Une image populaire soigneusement travaillée
Surnommé « Noo » — la « souris » en thaïlandais —, Anutin cultive une image de proximité avec le public, contrastant avec son statut d’élite économique. Sur les réseaux sociaux, il s’affiche décontracté, cuisinant en short ou jouant de la pop thaïlandaise au saxophone ou au piano. Il pilote également ses propres avions, qu’il utilise, dit-il, pour transporter des malades ou livrer des organes.
Sa carrière n’a pourtant pas été exempte de revers. Membre à l’origine du parti de Thaksin Shinawatra — figure majeure du camp réformateur —, il a été interdit d’activité politique pendant cinq ans en 2007, à la suite de la dissolution du parti pour fraude électorale. Il mettra cette parenthèse à profit pour se consacrer à l’aviation…
Une coalition improbable, un avenir incertain
Après les élections législatives de 2023, son parti rejoint une coalition avec le camp de Thaksin, refusant toutefois toute alliance avec les partis progressistes. Ironie du sort : ce sont précisément ces derniers qui viennent de le propulser à la tête du gouvernement, dans une alliance de circonstance pour éloigner la famille Shinawatra du pouvoir.

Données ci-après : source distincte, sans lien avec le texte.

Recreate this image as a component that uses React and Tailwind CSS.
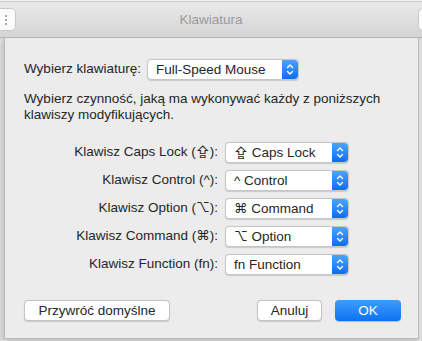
import React from 'react';

const font = { fontFamily: '"Liberation Sans", Inter, Arial, sans-serif' };

const Arrows = () => (
  <span className="flex h-full w-[16px] shrink-0 items-center justify-center rounded-r-[4px] bg-gradient-to-b from-[#4aa3ff] to-[#0a6cf0]">
    <svg width="8" height="13" viewBox="0 0 8 13" fill="none" stroke="white" strokeWidth="1.4" strokeLinecap="round" strokeLinejoin="round">
      <path d="M1.5 4.5 L4 2 L6.5 4.5" />
      <path d="M1.5 8.5 L4 11 L6.5 8.5" />
    </svg>
  </span>
);

const Popup = ({ label, className = '' }) => (
  <div className={`flex h-[21px] items-center rounded-[4px] border border-[#c6c6c6] bg-white shadow-[0_0.5px_1px_rgba(0,0,0,0.15)] ${className}`}>
    <span className="flex-1 whitespace-nowrap pl-[8px] text-[13.5px] leading-none text-[#262626]">{label}</span>
    <Arrows />
  </div>
);

const Button = ({ children, className = '' }) => (
  <button className={`flex h-[21px] items-center justify-center rounded-[4px] border border-[#c4c4c4] bg-white text-[13.5px] leading-none text-[#262626] shadow-[0_0.5px_1px_rgba(0,0,0,0.15)] ${className}`}>
    {children}
  </button>
);

const rows = [
  { key: 'Klawisz Caps Lock (⇪):', value: '⇪ Caps Lock' },
  { key: 'Klawisz Control (^):', value: '^ Control' },
  { key: 'Klawisz Option (⌥):', value: '⌘ Command' },
  { key: 'Klawisz Command (⌘):', value: '⌥ Option' },
  { key: 'Klawisz Function (fn):', value: 'fn Function' },
];

export default function App() {
  return (
    <div className="relative flex h-[341px] w-[422px] flex-col overflow-hidden bg-[#e4e4e4]" style={font}>
      {/* strip of the window behind */}
      <div className="h-[2px] shrink-0 border-b border-[#c9c9c9] bg-[#f4f4f4]" />

      {/* title bar */}
      <div className="relative flex h-[36px] shrink-0 items-center justify-center border-b border-[#b3b3b3] bg-gradient-to-b from-[#e9e9e9] to-[#d4d4d4]">
        <span className="pt-[2px] text-[13.5px] text-[#9b9b9b]">Klawiatura</span>
        <div className="absolute left-[-6px] top-[6px] flex h-[23px] w-[22px] items-center justify-end rounded-[5px] border border-[#c8c8c8] bg-[#fbfbfb] pr-[8px]">
          <span className="flex flex-col gap-[2px]">
            <span className="h-[2px] w-[2px] rounded-full bg-[#8a8a8a]" />
            <span className="h-[2px] w-[2px] rounded-full bg-[#8a8a8a]" />
            <span className="h-[2px] w-[2px] rounded-full bg-[#8a8a8a]" />
          </span>
        </div>
        <div className="absolute right-[-20px] top-[6px] h-[23px] w-[24px] rounded-[5px] border border-[#c8c8c8] bg-[#fbfbfb]" />
      </div>

      <div className="flex flex-1">
        <div className="w-[4px] shrink-0 bg-[#dcdcdc]" />

        {/* sheet */}
        <div className="flex h-[301px] flex-1 flex-col border-x border-b border-[#b9b9b9] bg-[#ececec] px-[19px] pt-[21px] shadow-[0_2px_6px_rgba(0,0,0,0.2)]">
          <div className="flex items-center gap-[6px]">
            <span className="text-[13.5px] text-[#262626]">Wybierz klawiaturę:</span>
            <Popup label="Full-Speed Mouse" className="w-[152px]" />
          </div>

          <p className="mt-[11px] text-[13.5px] leading-[16px] text-[#262626]">
            Wybierz czynność, jaką ma wykonywać każdy z poniższych<br />
            klawiszy modyfikujących.
          </p>

          <div className="mt-[19px] grid grid-cols-[194px_124px] gap-x-[7px] gap-y-[7px]">
            {rows.map((r) => (
              <React.Fragment key={r.key}>
                <span className="self-center whitespace-nowrap text-right text-[13.5px] text-[#262626]">{r.key}</span>
                <Popup label={r.value} />
              </React.Fragment>
            ))}
          </div>

          <div className="mt-[25px] flex items-center">
            <Button className="w-[146px]">Przywróć domyślne</Button>
            <div className="flex-1" />
            <Button className="w-[65px]">Anuluj</Button>
            <button className="ml-[13px] mr-[-2px] flex h-[21px] w-[66px] items-center justify-center rounded-[4px] bg-gradient-to-b from-[#3d9dfe] to-[#0a72f0] text-[13.5px] leading-none text-white shadow-[0_0.5px_1px_rgba(0,0,0,0.2)]">
              OK
            </button>
          </div>
        </div>

        <div className="w-[3px] shrink-0 bg-[#dcdcdc]" />
      </div>
    </div>
  );
}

Mais cette union reste fragile, pensent certains analystes de la scène politique thaïlandaise. En juin dernier, le Bhumjaithai avait déjà claqué la porte de la coalition, dénonçant la gestion jugée laxiste du gouvernement sur les tensions frontalières avec le Cambodge.
Figure hybride, entre conservatisme assumé et modernité affichée, Anutin Charnvirakul s’installe aujourd’hui au sommet du pouvoir dans un pays en quête de stabilité. Reste à savoir s’il saura apaiser les tensions politiques chroniques tout en répondant aux attentes d’une société de plus en plus polarisée.